## Given problem
Pictures stay out of the copy; restate everything else in the material exactly.

## Information shown
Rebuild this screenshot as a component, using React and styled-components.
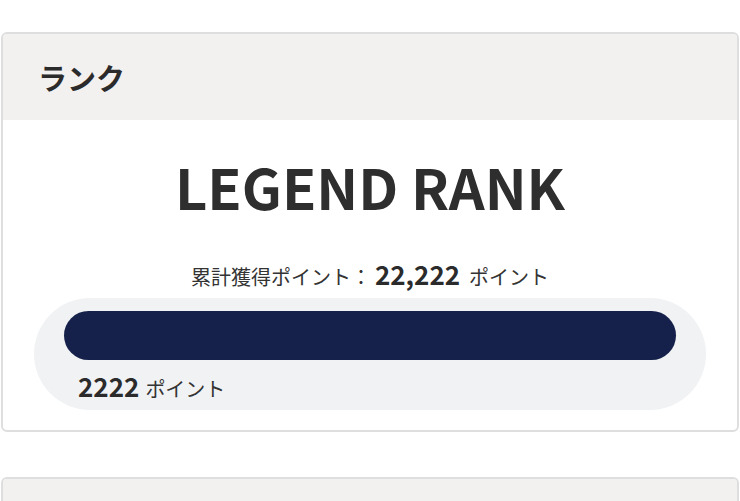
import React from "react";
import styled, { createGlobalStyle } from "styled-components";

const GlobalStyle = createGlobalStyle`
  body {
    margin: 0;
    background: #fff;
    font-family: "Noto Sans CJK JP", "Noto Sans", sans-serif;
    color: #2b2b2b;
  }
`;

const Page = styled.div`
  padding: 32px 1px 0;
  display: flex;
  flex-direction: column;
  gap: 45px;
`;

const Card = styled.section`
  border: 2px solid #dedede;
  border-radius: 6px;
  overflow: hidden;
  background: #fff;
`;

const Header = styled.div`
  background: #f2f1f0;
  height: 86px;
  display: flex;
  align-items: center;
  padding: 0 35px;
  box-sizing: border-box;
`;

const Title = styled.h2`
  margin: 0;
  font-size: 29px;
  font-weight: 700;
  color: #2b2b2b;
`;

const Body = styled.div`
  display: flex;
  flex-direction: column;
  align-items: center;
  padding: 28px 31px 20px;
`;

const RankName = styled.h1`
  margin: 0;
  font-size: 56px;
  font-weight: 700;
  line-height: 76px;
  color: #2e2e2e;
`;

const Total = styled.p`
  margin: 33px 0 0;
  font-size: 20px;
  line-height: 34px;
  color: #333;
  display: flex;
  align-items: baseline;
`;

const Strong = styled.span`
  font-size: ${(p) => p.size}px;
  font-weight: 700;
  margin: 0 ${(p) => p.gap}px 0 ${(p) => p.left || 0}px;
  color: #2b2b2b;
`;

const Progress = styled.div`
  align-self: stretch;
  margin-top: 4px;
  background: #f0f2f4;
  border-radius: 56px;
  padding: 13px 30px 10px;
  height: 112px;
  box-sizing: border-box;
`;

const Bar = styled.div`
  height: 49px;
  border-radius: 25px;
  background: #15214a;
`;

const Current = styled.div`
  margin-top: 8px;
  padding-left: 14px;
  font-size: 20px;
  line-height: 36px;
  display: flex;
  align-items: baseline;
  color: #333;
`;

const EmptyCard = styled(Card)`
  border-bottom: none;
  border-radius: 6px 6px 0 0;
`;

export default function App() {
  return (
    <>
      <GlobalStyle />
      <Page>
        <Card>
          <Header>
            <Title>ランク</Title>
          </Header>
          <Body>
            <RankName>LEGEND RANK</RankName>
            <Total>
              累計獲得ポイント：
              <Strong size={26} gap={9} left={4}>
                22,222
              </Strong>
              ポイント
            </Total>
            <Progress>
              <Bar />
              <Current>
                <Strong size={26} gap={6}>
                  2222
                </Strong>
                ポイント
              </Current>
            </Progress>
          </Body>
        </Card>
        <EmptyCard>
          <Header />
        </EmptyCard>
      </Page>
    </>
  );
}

## Solution below
Rebuild this screenshot as a component, using React and styled-components.
import React from "react";
import styled, { createGlobalStyle } from "styled-components";

const GlobalStyle = createGlobalStyle`
  body {
    margin: 0;
    background: #fff;
    font-family: "Noto Sans CJK JP", "Noto Sans", sans-serif;
    color: #2b2b2b;
  }
`;

const Page = styled.div`
  padding: 32px 1px 0;
  display: flex;
  flex-direction: column;
  gap: 45px;
`;

const Card = styled.section`
  border: 2px solid #dedede;
  border-radius: 6px;
  overflow: hidden;
  background: #fff;
`;

const Header = styled.div`
  background: #f2f1f0;
  height: 86px;
  display: flex;
  align-items: center;
  padding: 0 35px;
  box-sizing: border-box;
`;

const Title = styled.h2`
  margin: 0;
  font-size: 29px;
  font-weight: 700;
  color: #2b2b2b;
`;

const Body = styled.div`
  display: flex;
  flex-direction: column;
  align-items: center;
  padding: 28px 31px 20px;
`;

const RankName = styled.h1`
  margin: 0;
  font-size: 56px;
  font-weight: 700;
  line-height: 76px;
  color: #2e2e2e;
`;

const Total = styled.p`
  margin: 33px 0 0;
  font-size: 20px;
  line-height: 34px;
  color: #333;
  display: flex;
  align-items: baseline;
`;

const Strong = styled.span`
  font-size: ${(p) => p.size}px;
  font-weight: 700;
  margin: 0 ${(p) => p.gap}px 0 ${(p) => p.left || 0}px;
  color: #2b2b2b;
`;

const Progress = styled.div`
  align-self: stretch;
  margin-top: 4px;
  background: #f0f2f4;
  border-radius: 56px;
  padding: 13px 30px 10px;
  height: 112px;
  box-sizing: border-box;
`;

const Bar = styled.div`
  height: 49px;
  border-radius: 25px;
  background: #15214a;
`;

const Current = styled.div`
  margin-top: 8px;
  padding-left: 14px;
  font-size: 20px;
  line-height: 36px;
  display: flex;
  align-items: baseline;
  color: #333;
`;

const EmptyCard = styled(Card)`
  border-bottom: none;
  border-radius: 6px 6px 0 0;
`;

export default function App() {
  return (
    <>
      <GlobalStyle />
      <Page>
        <Card>
          <Header>
            <Title>ランク</Title>
          </Header>
          <Body>
            <RankName>LEGEND RANK</RankName>
            <Total>
              累計獲得ポイント：
              <Strong size={26} gap={9} left={4}>
                22,222
              </Strong>
              ポイント
            </Total>
            <Progress>
              <Bar />
              <Current>
                <Strong size={26} gap={6}>
                  2222
                </Strong>
                ポイント
              </Current>
            </Progress>
          </Body>
        </Card>
        <EmptyCard>
          <Header />
        </EmptyCard>
      </Page>
    </>
  );
}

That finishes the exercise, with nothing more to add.